Using a small textured brush, I quickly scribbled out some algae on the wall and floating on the water’s surface. Locking the layer to preserve transparency, I then added lighter and darker tones to create more dimension and bounce the light sources off the algae. In particular, using a lime green with the brush mode set to ‘color dodge’ or ‘overlay’ are particularly useful for such an occasion. On another ‘overlay’ layer, I added some brown rust streaks behind the piping to age the place and give it a bit more ambience.

The flashlight effect was perhaps one of the easiest effects to create. Using your oval marquee tool, create a large horizontal oval and fill it with a pale lemon yellow. Reduce the opacity of the layer and use your transform tool (Ctrl+T) to skew the shape in to place, as you see for the largest oval of the back wall. While transforming, take care to add some perspective to the shape and really solidify it on the wall by widening the oval as it recedes from the light source. I set this layer to ‘soft light’ at 85% for blending mode.
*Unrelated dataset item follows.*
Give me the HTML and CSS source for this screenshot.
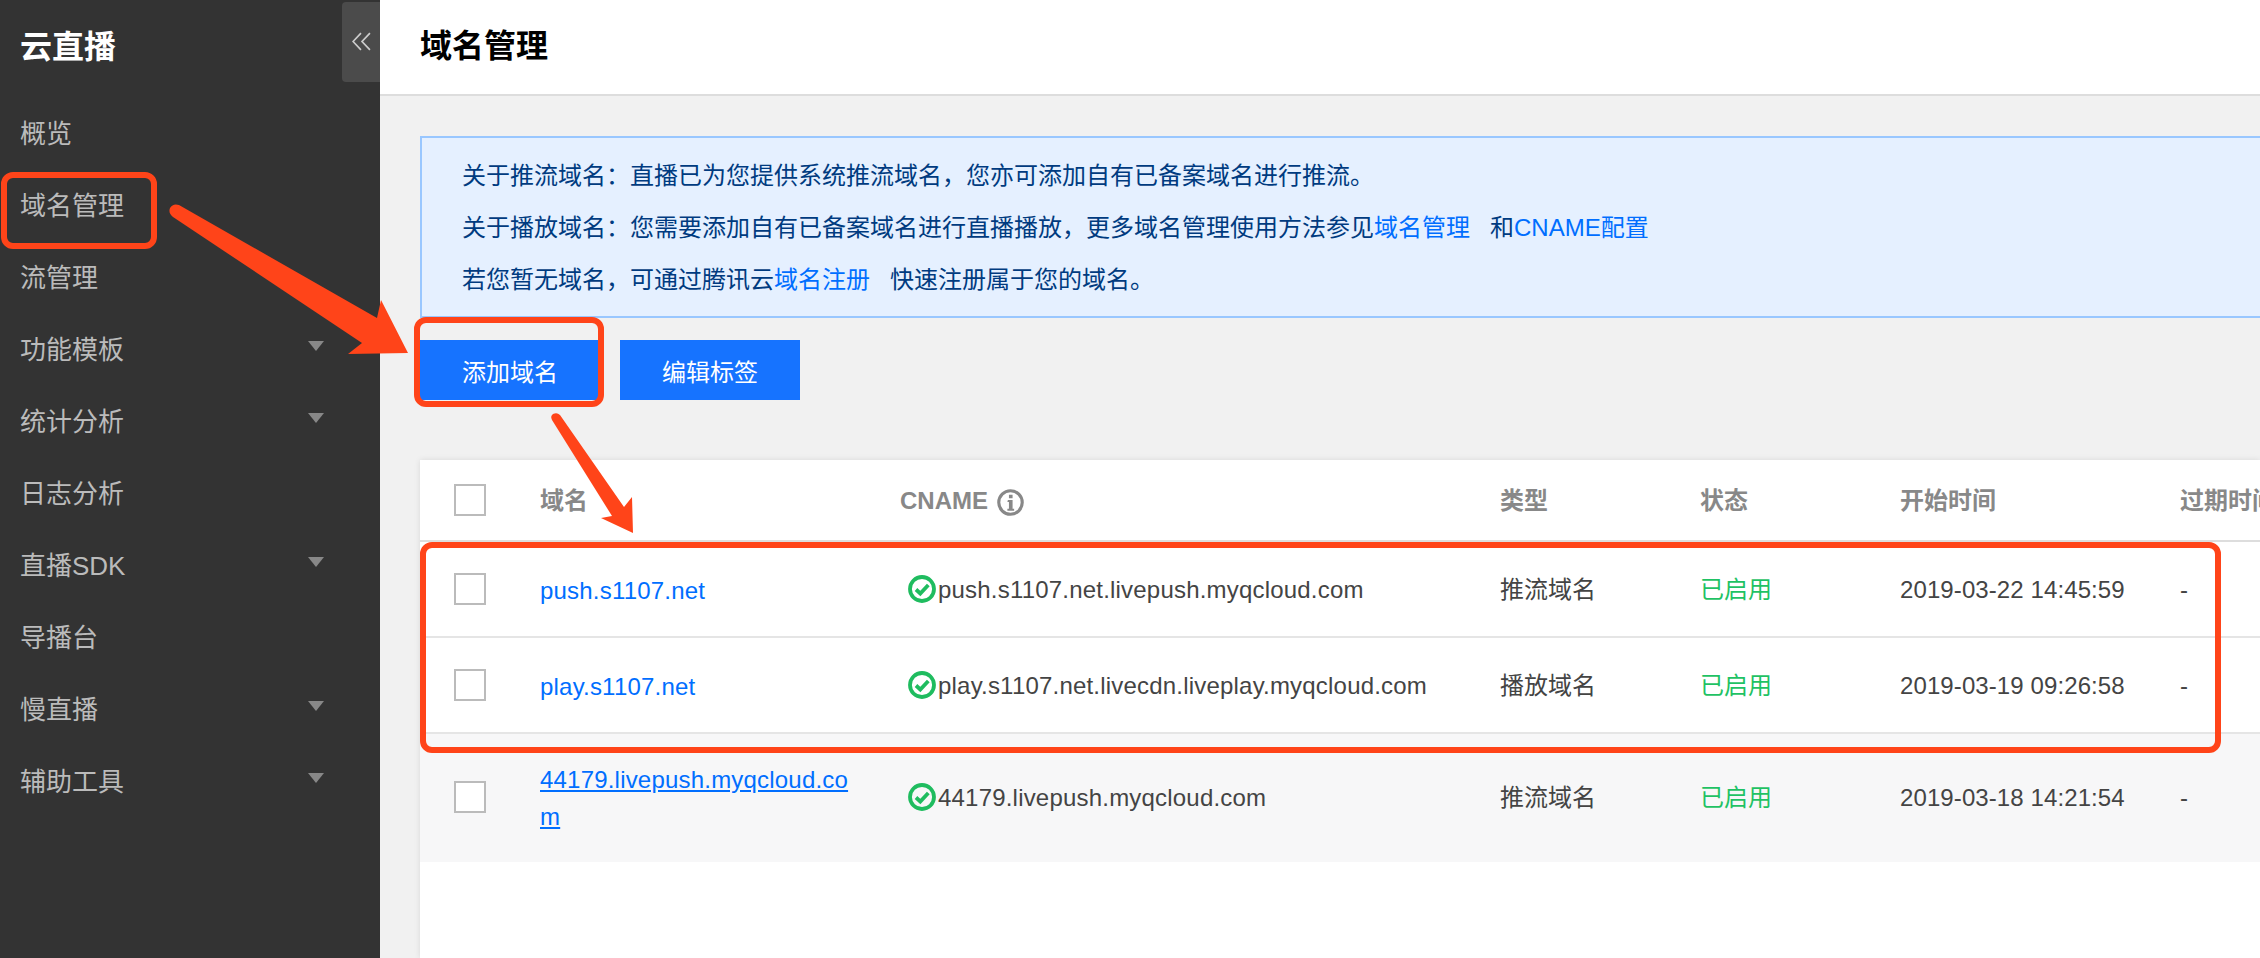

Duplicate this layer and transform this new layer to a smaller oval, as you see for the medium ring on the wall. Double click on the layer. This will open up a very large and flexible layers pallet. It will default to the blending mode selection. Reduce the opacity of the blending layer to perhaps 20%. Add an outer glow (see left column of the pallet). Set the glow to a pale yellow, at a lower size (perhaps 3 or 5). Add an inner glow, but specifically set the inner glow to glow in the center rather than edges. Adjust the size of the glow to duplicate a warm radiation in the center of the oval and click ‘okay.’

Voila. You have a flashlight effect.

Step Thirteen

In final cleanup, I finished up the gloves, zippers and other details. And just for fun, I decided to add some location designations and humorous graffiti to the background. In this case, a parody of a friend’s poster and other scribbles.